Grands torréfacteurs et rapport de force


Dans la situation actuelle, il est clair que les producteurs sont les grands perdants. Malgré une baisse du cours mondial, les prix des cafés vendus aux consommateurs établissent des records jamais vus. En dehors du contexte de surproduction par rapport à la demande, cette situation existe également parce que les cultivateurs et les exportateurs des pays en développement vendent du café en se basant uniquement sur des attributs matériels (taille, couleur, humidité, défauts, etc.). Les opérateurs des pays consommateurs achètent de grandes quantités et créent de la valeur en y ajoutant des attributs symboliques et des services (confort et ambiance d'un établissement, réputation d'une marque, certification d'un engagement social ou économique, etc.). Une emphase particulière est mise sur ces attributs lors de la commercialisation et l'on sait que les détaillants influencent énormément la façon dont les consommateurs perçoivent la qualité. Présentement, cette perception est orientée de façon à préserver une certaine homogénéisation des produits offerts, en vue de minimiser les coûts d'approvisionnement et de transformation.
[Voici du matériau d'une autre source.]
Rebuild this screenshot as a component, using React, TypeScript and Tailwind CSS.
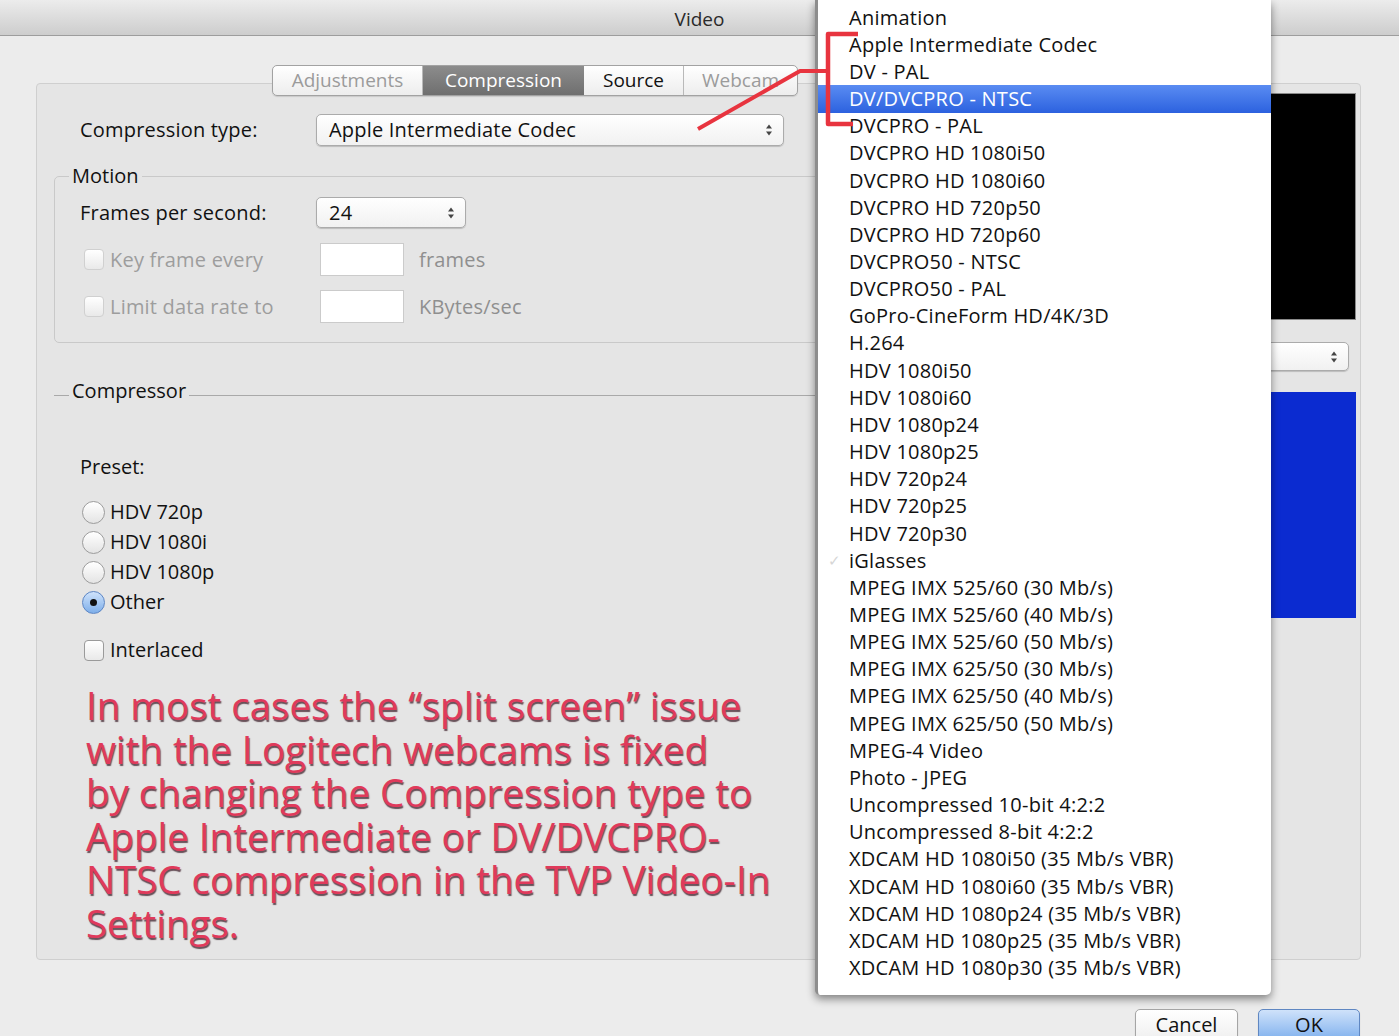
const codecs = [
  "Animation",
  "Apple Intermediate Codec",
  "DV - PAL",
  "DV/DVCPRO - NTSC",
  "DVCPRO - PAL",
  "DVCPRO HD 1080i50",
  "DVCPRO HD 1080i60",
  "DVCPRO HD 720p50",
  "DVCPRO HD 720p60",
  "DVCPRO50 - NTSC",
  "DVCPRO50 - PAL",
  "GoPro-CineForm HD/4K/3D",
  "H.264",
  "HDV 1080i50",
  "HDV 1080i60",
  "HDV 1080p24",
  "HDV 1080p25",
  "HDV 720p24",
  "HDV 720p25",
  "HDV 720p30",
  "iGlasses",
  "MPEG IMX 525/60 (30 Mb/s)",
  "MPEG IMX 525/60 (40 Mb/s)",
  "MPEG IMX 525/60 (50 Mb/s)",
  "MPEG IMX 625/50 (30 Mb/s)",
  "MPEG IMX 625/50 (40 Mb/s)",
  "MPEG IMX 625/50 (50 Mb/s)",
  "MPEG-4 Video",
  "Photo - JPEG",
  "Uncompressed 10-bit 4:2:2",
  "Uncompressed 8-bit 4:2:2",
  "XDCAM HD 1080i50 (35 Mb/s VBR)",
  "XDCAM HD 1080i60 (35 Mb/s VBR)",
  "XDCAM HD 1080p24 (35 Mb/s VBR)",
  "XDCAM HD 1080p25 (35 Mb/s VBR)",
  "XDCAM HD 1080p30 (35 Mb/s VBR)",
];

const presets = ["HDV 720p", "HDV 1080i", "HDV 1080p", "Other"];

function Arrows() {
  return (
    <svg width="8" height="14" viewBox="0 0 8 14">
      <path d="M4 1.5 L7 5.5 H1 Z M4 12.5 L7 8.5 H1 Z" fill="#444" />
    </svg>
  );
}

function Select({ value, className }: { value: string; className: string }) {
  return (
    <div
      className={`flex items-center justify-between rounded-[5px] border border-[#ababab] bg-linear-to-b from-white to-[#f1f1f1] pl-3 pr-[10px] text-[20px] tracking-[0.2px] text-[#111] shadow-[0_1px_1px_rgba(0,0,0,0.18)] ${className}`}
    >
      <span>{value}</span>
      <Arrows />
    </div>
  );
}

function Checkbox({ faded }: { faded?: boolean }) {
  return (
    <span
      className={`inline-block h-[21px] w-[20px] rounded-[4px] border bg-linear-to-b from-white to-[#e9e9e9] ${
        faded ? "border-[#d0d0d0]" : "border-[#9a9a9a]"
      }`}
    />
  );
}

function Radio({ on }: { on: boolean }) {
  if (on) {
    return (
      <span className="flex h-[23px] w-[23px] items-center justify-center rounded-full border border-[#5d86c4] bg-linear-to-b from-[#cfe3fb] to-[#7eaee9]">
        <span className="h-[7px] w-[7px] rounded-full bg-[#111]" />
      </span>
    );
  }
  return (
    <span className="inline-block h-[23px] w-[23px] rounded-full border border-[#9c9c9c] bg-linear-to-b from-white to-[#e4e4e4]" />
  );
}

export default function App() {
  return (
    <div className="relative h-[1036px] w-[1399px] overflow-hidden bg-[#ececec] font-['Open_Sans',sans-serif] text-[#111]">
      {/* title bar */}
      <div className="flex h-[36px] items-center justify-center border-b border-[#9d9d9d] bg-linear-to-b from-[#ececec] to-[#cdcdcd] pt-[3px] text-[19px] text-[#2a2a2a]">
        Video
      </div>

      {/* main panel */}
      <div className="ml-[36px] mt-[47px] flex h-[877px] w-[1325px] rounded-[4px] border border-[#cfcfcf] bg-[#e5e5e5]">
        <div className="flex w-[778px] shrink-0 flex-col">
          {/* tabs */}
          <div className="-mt-[19px] ml-[235px] flex h-[31px] w-[526px] overflow-hidden rounded-[5px] border border-[#a2a2a2] bg-linear-to-b from-white to-[#ededed] text-[19px] shadow-[0_1px_1px_rgba(0,0,0,0.12)]">
            <div className="flex w-[150px] items-center justify-center border-r border-[#b9b9b9] text-[#9b9b9b]">
              Adjustments
            </div>
            <div className="flex w-[161px] items-center justify-center bg-linear-to-b from-[#8c8c8c] to-[#6f6f6f] text-white">
              Compression
            </div>
            <div className="flex w-[100px] items-center justify-center border-r border-[#b9b9b9] text-[#111]">
              Source
            </div>
            <div className="flex flex-1 items-center justify-center text-[#9b9b9b]">
              Webcam
            </div>
          </div>

          {/* compression type */}
          <div className="mt-[18px] flex h-[32px] items-center">
            <div className="w-[279px] pl-[43px] text-[20px] tracking-[0.2px]">Compression type:</div>
            <Select value="Apple Intermediate Codec" className="h-[32px] w-[468px]" />
          </div>

          {/* motion */}
          <fieldset className="ml-[17px] mt-[18px] w-[790px] rounded-[5px] border border-[#c9c9c9] pb-[19px]">
            <legend className="ml-[14px] px-[3px] text-[20px] leading-[24px]">Motion</legend>
            <div className="mt-[9px] flex h-[31px] items-center">
              <div className="w-[261px] pl-[25px] text-[20px] tracking-[0.2px]">Frames per second:</div>
              <Select value="24" className="h-[31px] w-[150px]" />
            </div>
            <div className="mt-[15px] flex h-[33px] items-center text-[20px] tracking-[0.2px] text-[#9d9d9d]">
              <div className="flex w-[265px] items-center gap-[6px] pl-[29px]">
                <Checkbox faded />
                <span>Key frame every</span>
              </div>
              <div className="h-[33px] w-[84px] border border-[#cbcbcb] bg-white" />
              <span className="ml-[15px] text-[#8f8f8f]">frames</span>
            </div>
            <div className="mt-[14px] flex h-[33px] items-center text-[20px] tracking-[0.2px] text-[#9d9d9d]">
              <div className="flex w-[265px] items-center gap-[6px] pl-[29px]">
                <Checkbox faded />
                <span>Limit data rate to</span>
              </div>
              <div className="h-[33px] w-[84px] border border-[#cbcbcb] bg-white" />
              <span className="ml-[15px] text-[#8f8f8f]">KBytes/sec</span>
            </div>
          </fieldset>

          {/* compressor */}
          <fieldset className="ml-[17px] mt-[36px] w-[790px] border-0 border-t border-[#a9a9a9]">
            <legend className="ml-[15px] px-[3px] pb-[8px] text-[20px] leading-[24px]">Compressor</legend>
            <div className="mt-[44px] pl-[26px] text-[20px] leading-[24px]">Preset:</div>
            <div className="mt-[18px] flex flex-col pl-[28px]">
              {presets.map((p) => (
                <div key={p} className="flex h-[30px] items-center gap-[5px] text-[20px]">
                  <Radio on={p === "Other"} />
                  <span>{p}</span>
                </div>
              ))}
            </div>
            <div className="mt-[21px] flex h-[24px] items-center gap-[6px] pl-[30px] text-[20px]">
              <Checkbox />
              <span>Interlaced</span>
            </div>
            <p className="mt-[22px] pl-[32px] text-[38.5px] leading-[43.5px] text-[#e03a5b] [text-shadow:1px_2px_1px_rgba(60,30,40,0.75)]">
              In most cases the “split screen” issue
              <br />
              with the Logitech webcams is fixed
              <br />
              by changing the Compression type to
              <br />
              Apple Intermediate or DV/DVCPRO-
              <br />
              NTSC compression in the TVP Video-In
              <br />
              Settings.
            </p>
          </fieldset>
        </div>

        {/* right column, mostly hidden under the menu */}
        <div className="ml-[320px] flex flex-1 flex-col pr-[4px]">
          <div className="mt-[9px] h-[227px] border border-[#8a8a8a] bg-black" />
          <Select value="" className="mr-[7px] mt-[22px] h-[29px]" />
          <div className="mt-[21px] h-[226px] bg-[#0b2bd0] pl-[40px] pt-[29px] text-[19px] font-bold text-white">
            Selected
          </div>
        </div>
      </div>

      {/* buttons */}
      <div className="mt-[49px] flex justify-end gap-[20px] pr-[39px]">
        <div className="flex h-[38px] w-[103px] items-center justify-center rounded-[5px] border border-[#a5a5a5] bg-linear-to-b from-white to-[#ececec] pb-[6px] text-[20px] shadow-[0_1px_1px_rgba(0,0,0,0.2)]">
          Cancel
        </div>
        <div className="flex h-[38px] w-[102px] items-center justify-center rounded-[5px] border border-[#5f87c2] bg-linear-to-b from-[#cfe2fa] to-[#6fa6ea] pb-[6px] text-[20px] shadow-[0_1px_1px_rgba(0,0,0,0.2)]">
          OK
        </div>
      </div>

      {/* popup menu */}
      <div className="absolute left-[815px] top-0 h-[995px] w-[456px] rounded-b-[5px] border-l-[3px] border-[#8d8d8d] bg-white pt-[4px] shadow-[0_4px_8px_rgba(0,0,0,0.45)]">
        {codecs.map((c) => (
          <div
            key={c}
            className={`relative flex h-[27.17px] items-center pl-[31px] text-[20px] tracking-[0.25px] ${
              c === "DV/DVCPRO - NTSC"
                ? "bg-linear-to-b from-[#5a8cf2] to-[#2c61df] text-white"
                : "text-[#111]"
            }`}
          >
            {c === "iGlasses" && (
              <span className="absolute left-[10px] text-[15px] text-[#d6d6d6]">✓</span>
            )}
            {c}
          </div>
        ))}
      </div>

      {/* red annotation */}
      <svg
        className="pointer-events-none absolute left-0 top-0"
        width="1399"
        height="1036"
        viewBox="0 0 1399 1036"
      >
        <path
          d="M698 129 L800 71 L828 71"
          fill="none"
          stroke="#e8343f"
          strokeWidth="4"
          strokeLinejoin="round"
        />
        <path
          d="M858 34 L828 34 L828 124 L853 124"
          fill="none"
          stroke="#e8343f"
          strokeWidth="4.5"
          strokeLinejoin="round"
        />
      </svg>
    </div>
  );
}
Dans l'optique des torréfacteurs, la qualité n'est donc pas reliée à une origine spécifique ou à un terroir donné, tel qu'il est généralement admis dans le monde du vin, par exemple. Une grande majorité de torréfacteurs n'emploie pas de dégustateurs ou ne justifie aucune expérience en matière de dégustation. Par conséquent, la clientèle est généralement ignorante en matière de qualité gustative du café. Les torréfacteurs n'ont aucun intérêt à promouvoir la culture des origines parce qu'ils veulent défendre leurs marques. De façon réaliste, cette logique est normalement caractéristique de toute industrie aux incitatifs capitalistes qui vise à assurer une rentabilité financière et répondre aux intérêts de croissance des actionnaires propriétaires. Malheureusement, dans ce contexte, toute tentative des pays producteurs visant à augmenter la qualité de leur café par un système d'appellation contrôlée relative à l'origine géographique semble avoir peu de chance de réussite.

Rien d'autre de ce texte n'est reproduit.